O professor caminhou até ela e arrancou um fone sem fio do ouvido dela, o que finalmente a tirou do transe.

— Oi? O quê? A aula acabou?

— Annie, leve a senhorita Eliza até a próxima aula. Creio que vocês estão na mesma turma.

— Eliza? — Esta talvez foi a primeira vez que ela olhou para mim desde que tirou os olhos do papel. Me pergunto como é possível alguém se perder tão completamente dessa forma.

— Olá, prazer! — Eu disse, acenando pra ela. Um olhar de compreensão pôde ser visto imediatamente em seu rosto e suas bochechas com sardas ficaram avermelhadas. Ela enfiou as coisas de qualquer jeito na bolsa e caminhou em minha direção mantendo o olhar baixo ao longo do caminho.
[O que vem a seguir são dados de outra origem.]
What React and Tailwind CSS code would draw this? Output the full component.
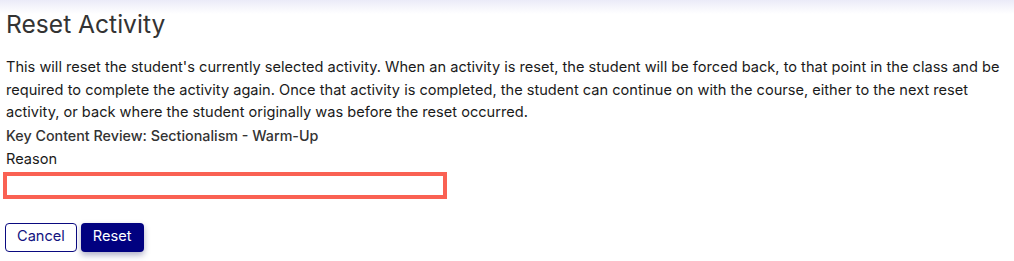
export default function App() {
  return (
    <div
      className="w-[1014px] h-[261px] bg-[linear-gradient(to_bottom,#ebebf8_0px,#ffffff_14px)] text-[#1f1f1f] overflow-hidden"
      style={{ fontFamily: "Inter, 'Noto Sans', sans-serif" }}
    >
      <div className="pt-[10px] pl-[6px] pr-[6px]">
        <h1 className="text-[24.6px] leading-[29px] text-[#333333] font-normal">Reset Activity</h1>
        <p className="mt-[17px] text-[14.6px] leading-[22.5px] text-[#1a1a1a]">
          This will reset the student's currently selected activity. When an activity is reset, the student will be forced back, to that point in the class and be required to complete the activity again. Once that activity is completed, the student can continue on with the course, either to the next reset activity, or back where the student originally was before the reset occurred.
        </p>
        <div className="mt-[1px] text-[14.3px] leading-[22.5px] font-medium text-[#333333]">
          Key Content Review: Sectionalism - Warm-Up
        </div>
        <div className="mt-[1px] text-[14.6px] leading-[22.5px] text-[#1a1a1a]">Reason</div>
      </div>
      <div className="pl-[3px] mt-[1px]">
        <input
          type="text"
          className="block w-[444px] h-[27px] border-[4px] border-[#fa6153] bg-white outline-none"
        />
      </div>
      <div className="flex gap-[4px] pl-[5px] mt-[24px]">
        <button className="h-[29px] px-[11px] rounded-[4px] border border-[#0a0a80] text-[#12127f] text-[14.6px] bg-white">
          Cancel
        </button>
        <button className="h-[29px] px-[12px] rounded-[4px] bg-[#010180] text-white text-[14.6px] shadow-[0_3px_6px_rgba(20,20,90,0.35)]">
          Reset
        </button>
      </div>
    </div>
  );
}
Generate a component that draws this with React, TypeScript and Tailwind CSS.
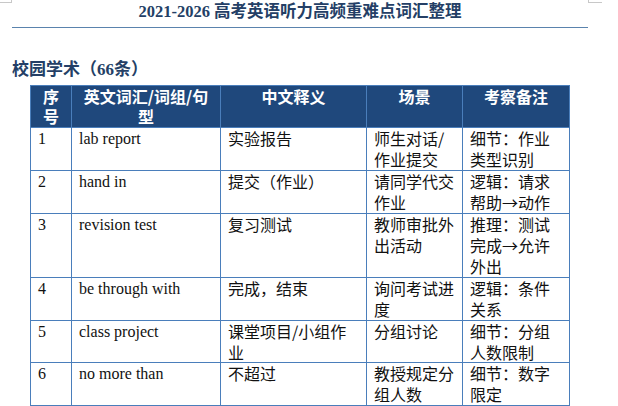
const rows = [
  { no: '1', en: 'lab report', cn: '实验报告', scene: '师生对话/作业提交', note: '细节：作业类型识别', h: 'h-[43px]' },
  { no: '2', en: 'hand in', cn: '提交（作业）', scene: '请同学代交作业', note: '逻辑：请求帮助→动作', h: 'h-[43px]' },
  { no: '3', en: 'revision test', cn: '复习测试', scene: '教师审批外出活动', note: '推理：测试完成→允许外出', h: 'h-[64px]' },
  { no: '4', en: 'be through with', cn: '完成，结束', scene: '询问考试进度', note: '逻辑：条件关系', h: 'h-[43px]' },
  { no: '5', en: 'class project', cn: '课堂项目/小组作业', scene: '分组讨论', note: '细节：分组人数限制', h: 'h-[42px]' },
  { no: '6', en: 'no more than', cn: '不超过', scene: '教授规定分组人数', note: '细节：数字限定', h: 'h-[43px]' },
]

const font = "font-['Liberation_Serif','Noto_Sans_CJK_SC',serif]"
const cjk = "font-['Noto_Sans_CJK_SC','Liberation_Serif',sans-serif]"
const cols = 'grid grid-cols-[41px_149px_146px_96px_107px]'
const cell = 'border-r border-[#4a7ebb] pl-[7px] pr-[6px]'

export default function App() {
  return (
    <div className={`relative w-[618px] h-[406px] overflow-hidden bg-white ${font}`}>
      {/* page corner marks */}
      <div className="absolute left-0 top-0 w-[12px] h-[3px] border-b border-r border-[#c8c8c8]" />
      <div className="absolute left-[588px] top-0 w-[14px] h-[3px] border-b border-l border-[#c8c8c8]" />

      {/* Title */}
      <div className="mx-[12px] w-[576px] h-[28px] border-b border-[#5a83ad] flex justify-center pt-[1px]">
        <h1 className="text-[16.5px] leading-[22px] font-bold text-[#243f66]">
          2021-2026 高考英语听力高频重难点词汇整理
        </h1>
      </div>

      {/* Section heading */}
      <h2 className="mt-[30px] ml-[12px] h-[27px] text-[17px] leading-[24px] font-bold text-[#243f66]">
        校园学术（66条）
      </h2>

      {/* Table */}
      <div className="ml-[30px] w-[540px] border-l border-t border-[#4a7ebb] text-[16px] leading-[21px] text-[#111]">
        <div className={`${cols} h-[42px] border-b border-[#4a7ebb] bg-[#1f487c] text-white font-bold text-center leading-[20px] ${cjk}`}>
          <div className="border-r border-[#4a7ebb] px-[4px]">序<br />号</div>
          <div className="border-r border-[#4a7ebb] px-[6px]">
            英文词汇/词组/句
            <br />
            型
          </div>
          <div className="border-r border-[#4a7ebb] px-[6px]">中文释义</div>
          <div className="border-r border-[#4a7ebb] px-[6px]">场景</div>
          <div className="border-r border-[#4a7ebb] px-[6px]">考察备注</div>
        </div>

        {rows.map((r) => (
          <div key={r.no} className={`${cols} ${r.h} border-b border-[#4a7ebb]`}>
            <div className={cell}>{r.no}</div>
            <div className={cell}>{r.en}</div>
            <div className={`${cell} break-all ${cjk}`}>{r.cn}</div>
            <div className={`${cell} break-all ${cjk}`}>{r.scene}</div>
            <div className={`${cell} pr-[8px] break-all ${cjk}`}>{r.note}</div>
          </div>
        ))}
      </div>
    </div>
  )
}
Resolvi quebrar o silêncio primeiro.

— Annie, certo? — Ela assentiu de leve, mas manteve o olhar pra baixo. Paramos no corredor de frente para a porta da próxima sala. — Percebi que você estava escrevendo uma partitura. Posso dar uma olhada?

— Bem, sim... NÃO! É que ainda não está pronta. — Tentou se explicar enquanto apertava as laterais de sua saia de forma tímida.

— Sou compositora também. Talvez eu possa ajudar. — Ela olhou diretamente para mim, talvez para avaliar a veracidade nas minhas palavras. Percebendo que eu falava sério, ela abriu a mochila e tirou o tão precioso papel. Saquei uma caneta e rapidamente comecei a corrigir as notas fora de tom e ritmo, bem como terminar a última linha que faltava. Imaginando o "estrago" que eu estava fazendo, ela arregalou os olhos paralisada esticando os braços trêmula para tentar tomar a partitura de volta.

— O que você está fazendo? Me devolve!

— Pronto! — Não tomei o trabalho de me explicar. Simplesmente devolvi a composição e entrei na sala deixando-a para trás desconcertada.

"Disse que ia manter o perfil baixo, mas já começou a se mostrar" — Gemeu minha loba dentro de mim.

"Não pude evitar. A falta de atenção dela já estava me irritando. Considere meu único ato de boa vontade." — Retruquei de volta para a minha loba.

Minha loba, Lisa, estava certa. Meu objetivo era tentar passar despercebida e terminar esse ano sendo invisível. Para tal assumi um visual mais nerd, com roupas folgadas, óculos grandes e mantive meus longos cabelos negros presos em coque. Se eu não conseguisse passar invisível por esse quase um ano e meio que me faltava para terminar o ensino médio, então acabaria entrando em apuros.

— Viu? Eu consigo! — Sussurrei para mim mesma após o entoar do sinal que punha fim ao meu primeiro dia de aula.